TASK -> Set the listing down unchanged, minus every embedded image.

COLLECTED DATA ->
····················

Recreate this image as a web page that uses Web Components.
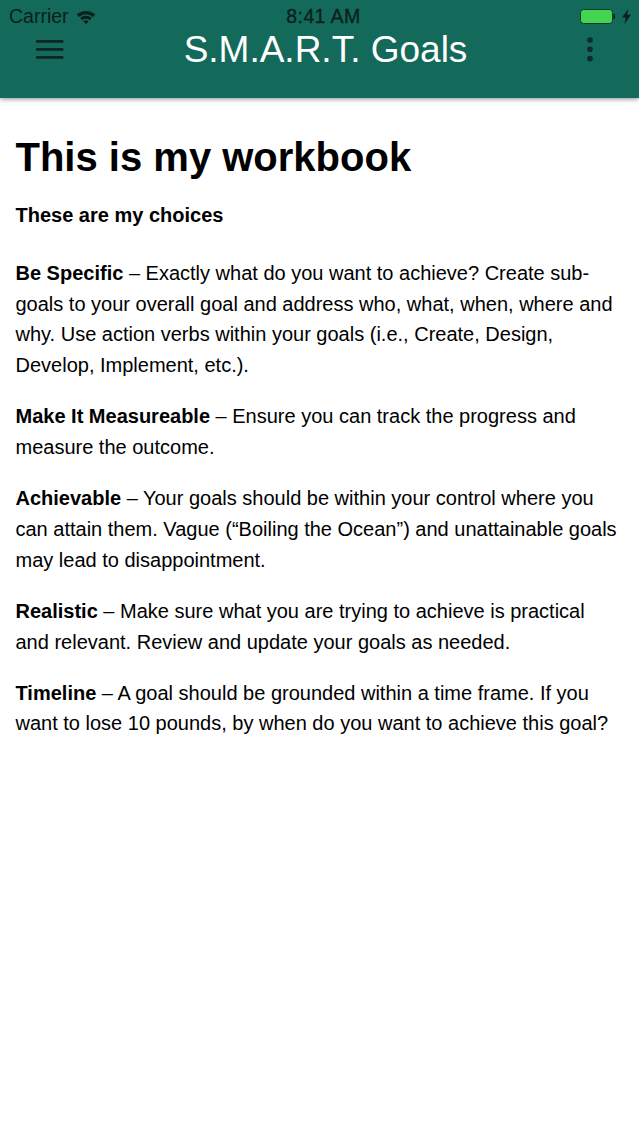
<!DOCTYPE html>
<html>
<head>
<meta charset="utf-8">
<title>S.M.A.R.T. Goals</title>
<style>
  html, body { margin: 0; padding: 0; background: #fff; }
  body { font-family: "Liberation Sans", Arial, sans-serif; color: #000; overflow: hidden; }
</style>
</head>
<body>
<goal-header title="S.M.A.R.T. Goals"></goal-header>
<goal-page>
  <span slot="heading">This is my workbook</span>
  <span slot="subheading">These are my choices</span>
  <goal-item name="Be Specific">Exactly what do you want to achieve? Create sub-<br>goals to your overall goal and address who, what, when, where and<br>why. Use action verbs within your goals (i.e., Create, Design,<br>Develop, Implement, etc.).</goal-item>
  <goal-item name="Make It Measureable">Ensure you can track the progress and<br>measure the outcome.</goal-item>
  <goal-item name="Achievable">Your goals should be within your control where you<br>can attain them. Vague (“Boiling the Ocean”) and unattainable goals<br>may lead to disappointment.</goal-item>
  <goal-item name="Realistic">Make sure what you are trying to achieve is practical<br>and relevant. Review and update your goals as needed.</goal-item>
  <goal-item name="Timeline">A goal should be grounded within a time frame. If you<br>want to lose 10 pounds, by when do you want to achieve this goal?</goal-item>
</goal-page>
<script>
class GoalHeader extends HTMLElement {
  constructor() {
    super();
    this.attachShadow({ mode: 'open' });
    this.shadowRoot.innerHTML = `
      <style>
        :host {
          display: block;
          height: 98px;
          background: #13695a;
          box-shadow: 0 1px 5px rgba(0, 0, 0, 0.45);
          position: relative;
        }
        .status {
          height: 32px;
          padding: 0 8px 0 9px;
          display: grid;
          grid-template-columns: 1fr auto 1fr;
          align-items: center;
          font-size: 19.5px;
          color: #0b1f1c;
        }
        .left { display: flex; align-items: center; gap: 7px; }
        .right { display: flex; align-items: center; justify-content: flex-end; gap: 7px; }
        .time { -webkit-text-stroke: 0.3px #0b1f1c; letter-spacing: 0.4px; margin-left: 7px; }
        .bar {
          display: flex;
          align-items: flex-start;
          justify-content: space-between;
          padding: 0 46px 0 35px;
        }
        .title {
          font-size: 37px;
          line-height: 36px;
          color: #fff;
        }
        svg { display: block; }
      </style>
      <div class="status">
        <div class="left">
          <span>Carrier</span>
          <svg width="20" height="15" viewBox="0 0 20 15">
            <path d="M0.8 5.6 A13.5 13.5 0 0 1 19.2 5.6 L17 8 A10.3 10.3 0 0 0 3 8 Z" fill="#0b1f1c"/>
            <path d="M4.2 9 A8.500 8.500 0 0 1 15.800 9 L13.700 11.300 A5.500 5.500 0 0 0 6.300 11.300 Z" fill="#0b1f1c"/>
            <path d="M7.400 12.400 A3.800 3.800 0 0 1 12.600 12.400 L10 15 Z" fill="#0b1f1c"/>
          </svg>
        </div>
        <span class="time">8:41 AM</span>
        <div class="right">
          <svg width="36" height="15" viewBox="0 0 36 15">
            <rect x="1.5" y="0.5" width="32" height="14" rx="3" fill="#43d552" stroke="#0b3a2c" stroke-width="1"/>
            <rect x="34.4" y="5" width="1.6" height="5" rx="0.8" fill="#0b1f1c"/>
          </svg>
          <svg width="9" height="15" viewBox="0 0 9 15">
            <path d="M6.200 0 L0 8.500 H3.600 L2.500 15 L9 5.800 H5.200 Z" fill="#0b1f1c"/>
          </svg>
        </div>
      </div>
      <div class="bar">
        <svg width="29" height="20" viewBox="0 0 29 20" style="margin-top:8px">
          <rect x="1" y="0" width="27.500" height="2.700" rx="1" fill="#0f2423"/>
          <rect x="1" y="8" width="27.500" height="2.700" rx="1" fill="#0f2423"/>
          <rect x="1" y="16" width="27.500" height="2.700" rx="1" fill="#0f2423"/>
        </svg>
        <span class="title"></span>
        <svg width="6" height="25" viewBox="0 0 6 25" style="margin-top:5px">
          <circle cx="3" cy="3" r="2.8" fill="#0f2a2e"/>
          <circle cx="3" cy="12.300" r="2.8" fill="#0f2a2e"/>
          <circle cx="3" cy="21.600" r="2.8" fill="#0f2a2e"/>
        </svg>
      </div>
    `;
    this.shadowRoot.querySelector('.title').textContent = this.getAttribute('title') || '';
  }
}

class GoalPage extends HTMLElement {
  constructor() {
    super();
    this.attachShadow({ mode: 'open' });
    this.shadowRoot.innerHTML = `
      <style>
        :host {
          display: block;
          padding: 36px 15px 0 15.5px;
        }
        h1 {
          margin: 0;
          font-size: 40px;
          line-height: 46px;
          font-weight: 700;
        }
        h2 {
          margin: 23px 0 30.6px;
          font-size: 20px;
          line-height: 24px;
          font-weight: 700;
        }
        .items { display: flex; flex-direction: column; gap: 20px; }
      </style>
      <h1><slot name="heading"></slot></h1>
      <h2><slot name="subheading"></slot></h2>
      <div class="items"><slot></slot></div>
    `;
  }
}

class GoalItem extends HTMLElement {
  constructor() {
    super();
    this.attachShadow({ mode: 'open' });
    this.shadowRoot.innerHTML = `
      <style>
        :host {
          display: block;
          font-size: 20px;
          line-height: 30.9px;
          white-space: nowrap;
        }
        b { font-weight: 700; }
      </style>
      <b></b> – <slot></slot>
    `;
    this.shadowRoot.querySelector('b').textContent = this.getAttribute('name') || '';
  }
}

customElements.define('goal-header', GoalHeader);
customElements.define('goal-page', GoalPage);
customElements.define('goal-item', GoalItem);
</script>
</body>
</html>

····················

IN RESPONSE ->
Recreate this image as a web page that uses Web Components.
<!DOCTYPE html>
<html>
<head>
<meta charset="utf-8">
<title>S.M.A.R.T. Goals</title>
<style>
  html, body { margin: 0; padding: 0; background: #fff; }
  body { font-family: "Liberation Sans", Arial, sans-serif; color: #000; overflow: hidden; }
</style>
</head>
<body>
<goal-header title="S.M.A.R.T. Goals"></goal-header>
<goal-page>
  <span slot="heading">This is my workbook</span>
  <span slot="subheading">These are my choices</span>
  <goal-item name="Be Specific">Exactly what do you want to achieve? Create sub-<br>goals to your overall goal and address who, what, when, where and<br>why. Use action verbs within your goals (i.e., Create, Design,<br>Develop, Implement, etc.).</goal-item>
  <goal-item name="Make It Measureable">Ensure you can track the progress and<br>measure the outcome.</goal-item>
  <goal-item name="Achievable">Your goals should be within your control where you<br>can attain them. Vague (“Boiling the Ocean”) and unattainable goals<br>may lead to disappointment.</goal-item>
  <goal-item name="Realistic">Make sure what you are trying to achieve is practical<br>and relevant. Review and update your goals as needed.</goal-item>
  <goal-item name="Timeline">A goal should be grounded within a time frame. If you<br>want to lose 10 pounds, by when do you want to achieve this goal?</goal-item>
</goal-page>
<script>
class GoalHeader extends HTMLElement {
  constructor() {
    super();
    this.attachShadow({ mode: 'open' });
    this.shadowRoot.innerHTML = `
      <style>
        :host {
          display: block;
          height: 98px;
          background: #13695a;
          box-shadow: 0 1px 5px rgba(0, 0, 0, 0.45);
          position: relative;
        }
        .status {
          height: 32px;
          padding: 0 8px 0 9px;
          display: grid;
          grid-template-columns: 1fr auto 1fr;
          align-items: center;
          font-size: 19.5px;
          color: #0b1f1c;
        }
        .left { display: flex; align-items: center; gap: 7px; }
        .right { display: flex; align-items: center; justify-content: flex-end; gap: 7px; }
        .time { -webkit-text-stroke: 0.3px #0b1f1c; letter-spacing: 0.4px; margin-left: 7px; }
        .bar {
          display: flex;
          align-items: flex-start;
          justify-content: space-between;
          padding: 0 46px 0 35px;
        }
        .title {
          font-size: 37px;
          line-height: 36px;
          color: #fff;
        }
        svg { display: block; }
      </style>
      <div class="status">
        <div class="left">
          <span>Carrier</span>
          <svg width="20" height="15" viewBox="0 0 20 15">
            <path d="M0.8 5.6 A13.5 13.5 0 0 1 19.2 5.6 L17 8 A10.3 10.3 0 0 0 3 8 Z" fill="#0b1f1c"/>
            <path d="M4.2 9 A8.500 8.500 0 0 1 15.800 9 L13.700 11.300 A5.500 5.500 0 0 0 6.300 11.300 Z" fill="#0b1f1c"/>
            <path d="M7.400 12.400 A3.800 3.800 0 0 1 12.600 12.400 L10 15 Z" fill="#0b1f1c"/>
          </svg>
        </div>
        <span class="time">8:41 AM</span>
        <div class="right">
          <svg width="36" height="15" viewBox="0 0 36 15">
            <rect x="1.5" y="0.5" width="32" height="14" rx="3" fill="#43d552" stroke="#0b3a2c" stroke-width="1"/>
            <rect x="34.4" y="5" width="1.6" height="5" rx="0.8" fill="#0b1f1c"/>
          </svg>
          <svg width="9" height="15" viewBox="0 0 9 15">
            <path d="M6.200 0 L0 8.500 H3.600 L2.500 15 L9 5.800 H5.200 Z" fill="#0b1f1c"/>
          </svg>
        </div>
      </div>
      <div class="bar">
        <svg width="29" height="20" viewBox="0 0 29 20" style="margin-top:8px">
          <rect x="1" y="0" width="27.500" height="2.700" rx="1" fill="#0f2423"/>
          <rect x="1" y="8" width="27.500" height="2.700" rx="1" fill="#0f2423"/>
          <rect x="1" y="16" width="27.500" height="2.700" rx="1" fill="#0f2423"/>
        </svg>
        <span class="title"></span>
        <svg width="6" height="25" viewBox="0 0 6 25" style="margin-top:5px">
          <circle cx="3" cy="3" r="2.8" fill="#0f2a2e"/>
          <circle cx="3" cy="12.300" r="2.8" fill="#0f2a2e"/>
          <circle cx="3" cy="21.600" r="2.8" fill="#0f2a2e"/>
        </svg>
      </div>
    `;
    this.shadowRoot.querySelector('.title').textContent = this.getAttribute('title') || '';
  }
}

class GoalPage extends HTMLElement {
  constructor() {
    super();
    this.attachShadow({ mode: 'open' });
    this.shadowRoot.innerHTML = `
      <style>
        :host {
          display: block;
          padding: 36px 15px 0 15.5px;
        }
        h1 {
          margin: 0;
          font-size: 40px;
          line-height: 46px;
          font-weight: 700;
        }
        h2 {
          margin: 23px 0 30.6px;
          font-size: 20px;
          line-height: 24px;
          font-weight: 700;
        }
        .items { display: flex; flex-direction: column; gap: 20px; }
      </style>
      <h1><slot name="heading"></slot></h1>
      <h2><slot name="subheading"></slot></h2>
      <div class="items"><slot></slot></div>
    `;
  }
}

class GoalItem extends HTMLElement {
  constructor() {
    super();
    this.attachShadow({ mode: 'open' });
    this.shadowRoot.innerHTML = `
      <style>
        :host {
          display: block;
          font-size: 20px;
          line-height: 30.9px;
          white-space: nowrap;
        }
        b { font-weight: 700; }
      </style>
      <b></b> – <slot></slot>
    `;
    this.shadowRoot.querySelector('b').textContent = this.getAttribute('name') || '';
  }
}

customElements.define('goal-header', GoalHeader);
customElements.define('goal-page', GoalPage);
customElements.define('goal-item', GoalItem);
</script>
</body>
</html>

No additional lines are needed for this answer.